*What you need to do*:
Go through the material and pull out every line with the string "React" in it.

## start

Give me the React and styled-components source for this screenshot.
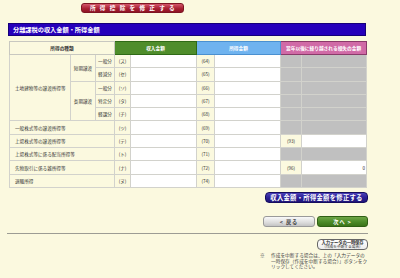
import React from "react";
import styled, { createGlobalStyle } from "styled-components";

const Global = createGlobalStyle`
  html, body { margin: 0; padding: 0; background: #fbf9df; }
  body { font-family: "Noto Sans CJK JP", "Noto Sans", sans-serif; }
`;

const Page = styled.div`
  width: 400px;
  height: 278px;
  box-sizing: border-box;
  padding: 3px 0 0 8px;
  background: #fbf9df;
  overflow: hidden;
`;

const Content = styled.div`
  width: 360px;
  display: flex;
  flex-direction: column;
`;

const TopRow = styled.div`
  display: flex;
  padding-left: 73px;
`;

const RedButton = styled.button`
  width: 103px;
  height: 10px;
  box-sizing: border-box;
  border-radius: 3px;
  border: 1px solid #7d1622;
  background: linear-gradient(#d3566a, #a61e30 60%, #8f1626);
  color: #fff;
  font-family: inherit;
  font-size: 5.6px;
  font-weight: bold;
  letter-spacing: 4.3px;
  padding: 0 0 0 4px;
  display: flex;
  align-items: center;
  justify-content: center;
  line-height: 8px;
`;

const TitleBar = styled.h2`
  margin: 10px 0 0;
  width: 358px;
  height: 13px;
  box-sizing: border-box;
  background: #2600bb;
  border: 1px solid #16007a;
  color: #fff;
  font-size: 6.2px;
  font-weight: bold;
  line-height: 11px;
  padding-left: 4px;
`;

const Table = styled.table`
  margin: 5px 0 0 1px;
  width: 357px;
  border-collapse: collapse;
  table-layout: fixed;
  font-size: 4.6px;
  color: #333;
`;

const headTones = {
  plain: { bg: "#fbf9df", border: "#c8c8c0", color: "#333" },
  green: { bg: "#4f8d2b", border: "#2f6a16", color: "#fff" },
  blue: { bg: "#6fb3ef", border: "#4a90d0", color: "#fff" },
  pink: { bg: "#d06aa6", border: "#8a3a6a", color: "#fff" },
};

const HeadRow = styled.tr`
  height: 13px;
`;

const Th = styled.th`
  padding: 0;
  text-align: center;
  font-weight: bold;
  font-size: 4.7px;
  line-height: 6px;
  background: ${(p) => headTones[p.$tone].bg};
  border: 1px solid ${(p) => headTones[p.$tone].border};
  color: ${(p) => headTones[p.$tone].color};
`;

const Row = styled.tr`
  height: 13.3px;
`;

const cellBg = {
  label: "#fbf9df",
  code: "#fbf9df",
  input: "#ffffff",
  gray: "#c0c0c0",
};

const Td = styled.td`
  padding: 0 ${(p) => (p.$align === "right" ? "1px" : "0")} 0
    ${(p) => (p.$align === "left" ? "5px" : "0")};
  text-align: ${(p) => p.$align || "center"};
  background: ${(p) => cellBg[p.$kind || "label"]};
  border: 1px solid #d2d2cc;
  line-height: 6px;
  white-space: nowrap;
  overflow: hidden;
`;

const Col = styled.col``;

const ActionRow = styled.div`
  display: flex;
  justify-content: flex-end;
  padding-right: ${(p) => p.$pr || 0}px;
  margin-top: ${(p) => p.$mt || 0}px;
  gap: 2px;
`;

const BlueButton = styled.button`
  width: 103px;
  height: 11px;
  box-sizing: border-box;
  border-radius: 4px;
  border: 1px solid #150d5e;
  background: linear-gradient(#4a3fb8, #2a1f94 55%, #1e1478);
  color: #fff;
  font-family: inherit;
  font-size: 6.3px;
  font-weight: bold;
  letter-spacing: 0.3px;
  padding: 0;
  line-height: 9px;
`;

const navTones = {
  back: {
    bg: "linear-gradient(#fafafa, #dcdcdc 60%, #c4c4c4)",
    border: "#9a9a9a",
    color: "#444",
    w: 52,
  },
  next: {
    bg: "linear-gradient(#6da645, #4c8a28 55%, #3b7419)",
    border: "#2f5f14",
    color: "#fff",
    w: 51,
  },
};

const NavButton = styled.button`
  width: ${(p) => navTones[p.$tone].w}px;
  height: 11px;
  box-sizing: border-box;
  border-radius: 3px;
  border: 1px solid ${(p) => navTones[p.$tone].border};
  background: ${(p) => navTones[p.$tone].bg};
  color: ${(p) => navTones[p.$tone].color};
  font-family: inherit;
  font-size: 5.2px;
  font-weight: bold;
  letter-spacing: 1px;
  padding: 0;
  line-height: 9px;
`;

const Divider = styled.div`
  height: 1px;
  width: 361px;
  margin: 6px 0 0 -1px;
  background: #9c9c94;
`;

const SaveButton = styled.button`
  width: 51px;
  height: 11px;
  box-sizing: border-box;
  border-radius: 4px;
  border: 1px solid #666;
  background: linear-gradient(#ffffff, #ececec);
  color: #333;
  font-family: inherit;
  padding: 0;
  display: flex;
  flex-direction: column;
  align-items: center;
  justify-content: center;
  overflow: hidden;
`;

const SaveMain = styled.span`
  font-size: 4.3px;
  line-height: 4.6px;
  font-weight: bold;
  letter-spacing: -0.1px;
  white-space: nowrap;
`;

const SaveSub = styled.span`
  font-size: 3.7px;
  line-height: 3.9px;
  white-space: nowrap;
`;

const Note = styled.div`
  align-self: flex-end;
  display: flex;
  width: 108px;
  margin-top: 3px;
  font-size: 4.7px;
  line-height: 5.6px;
  color: #444;
`;

const NoteMark = styled.span`
  width: 11px;
  flex: none;
`;

const NoteText = styled.span`
  flex: 1;
`;

const rows = [
  { code: "(ス)", num: "(64)" },
  { code: "(セ)", num: "(65)" },
  { code: "(ソ)", num: "(66)" },
  { code: "(タ)", num: "(67)" },
  { code: "(チ)", num: "(68)" },
];

const simpleRows = [
  { label: "一般株式等の譲渡所得等", code: "(ツ)", num: "(69)" },
  { label: "上場株式等の譲渡所得等", code: "(テ)", num: "(70)", loss: "(93)" },
  { label: "上場株式等に係る配当所得等", code: "(ト)", num: "(71)" },
  { label: "先物取引に係る雑所得等", code: "(ナ)", num: "(72)", loss: "(96)", value: "0" },
  { label: "退職所得", code: "(ヌ)", num: "(74)" },
];

function Tail({ code, num, loss, value }) {
  return (
    <>
      <Td $kind="code">{code}</Td>
      <Td $kind="input" />
      <Td $kind="code">{num}</Td>
      <Td $kind="input" />
      {loss ? (
        <>
          <Td $kind="code">{loss}</Td>
          <Td $kind="input" $align="right">{value}</Td>
        </>
      ) : (
        <>
          <Td $kind="gray" />
          <Td $kind="gray" />
        </>
      )}
    </>
  );
}

export default function App() {
  return (
    <>
      <Global />
      <Page>
        <Content>
          <TopRow>
            <RedButton>所得控除を修正する</RedButton>
          </TopRow>
          <TitleBar>分離課税の収入金額・所得金額</TitleBar>
          <Table>
            <colgroup>
              <Col style={{ width: 61 }} />
              <Col style={{ width: 25 }} />
              <Col style={{ width: 19 }} />
              <Col style={{ width: 16 }} />
              <Col style={{ width: 66 }} />
              <Col style={{ width: 18 }} />
              <Col style={{ width: 66 }} />
              <Col style={{ width: 21 }} />
              <Col style={{ width: 65 }} />
            </colgroup>
            <thead>
              <HeadRow>
                <Th colSpan={3} $tone="plain">所得の種類</Th>
                <Th colSpan={2} $tone="green">収入金額</Th>
                <Th colSpan={2} $tone="blue">所得金額</Th>
                <Th colSpan={2} $tone="pink">翌年以後に繰り越される損失の金額</Th>
              </HeadRow>
            </thead>
            <tbody>
              <Row>
                <Td rowSpan={5} $align="left">土地建物等の譲渡所得等</Td>
                <Td rowSpan={2}>短期譲渡</Td>
                <Td>一般分</Td>
                <Tail {...rows[0]} />
              </Row>
              <Row>
                <Td>軽減分</Td>
                <Tail {...rows[1]} />
              </Row>
              <Row>
                <Td rowSpan={3}>長期譲渡</Td>
                <Td>一般分</Td>
                <Tail {...rows[2]} />
              </Row>
              <Row>
                <Td>特定分</Td>
                <Tail {...rows[3]} />
              </Row>
              <Row>
                <Td>軽課分</Td>
                <Tail {...rows[4]} />
              </Row>
              {simpleRows.map((r) => (
                <Row key={r.code}>
                  <Td colSpan={3} $align="left">{r.label}</Td>
                  <Tail {...r} />
                </Row>
              ))}
            </tbody>
          </Table>
          <ActionRow $mt={4} $pr={0}>
            <BlueButton>収入金額・所得金額を修正する</BlueButton>
          </ActionRow>
          <ActionRow $mt={13} $pr={0}>
            <NavButton $tone="back">&lt; 戻る</NavButton>
            <NavButton $tone="next">次へ &gt;</NavButton>
          </ActionRow>
          <Divider />
          <ActionRow $mt={5}>
            <SaveButton>
              <SaveMain>入力データの一時保存</SaveMain>
              <SaveSub>（作成を中断する場合）</SaveSub>
            </SaveButton>
          </ActionRow>
          <Note>
            <NoteMark>※</NoteMark>
            <NoteText>
              作成を中断する場合は、上の「入力データの一時保存（作成を中断する場合）」ボタンをクリックしてください。
            </NoteText>
          </Note>
        </Content>
      </Page>
    </>
  );
}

## end

*Exercise result*:
Give me the React and styled-components source for this screenshot.
import React from "react";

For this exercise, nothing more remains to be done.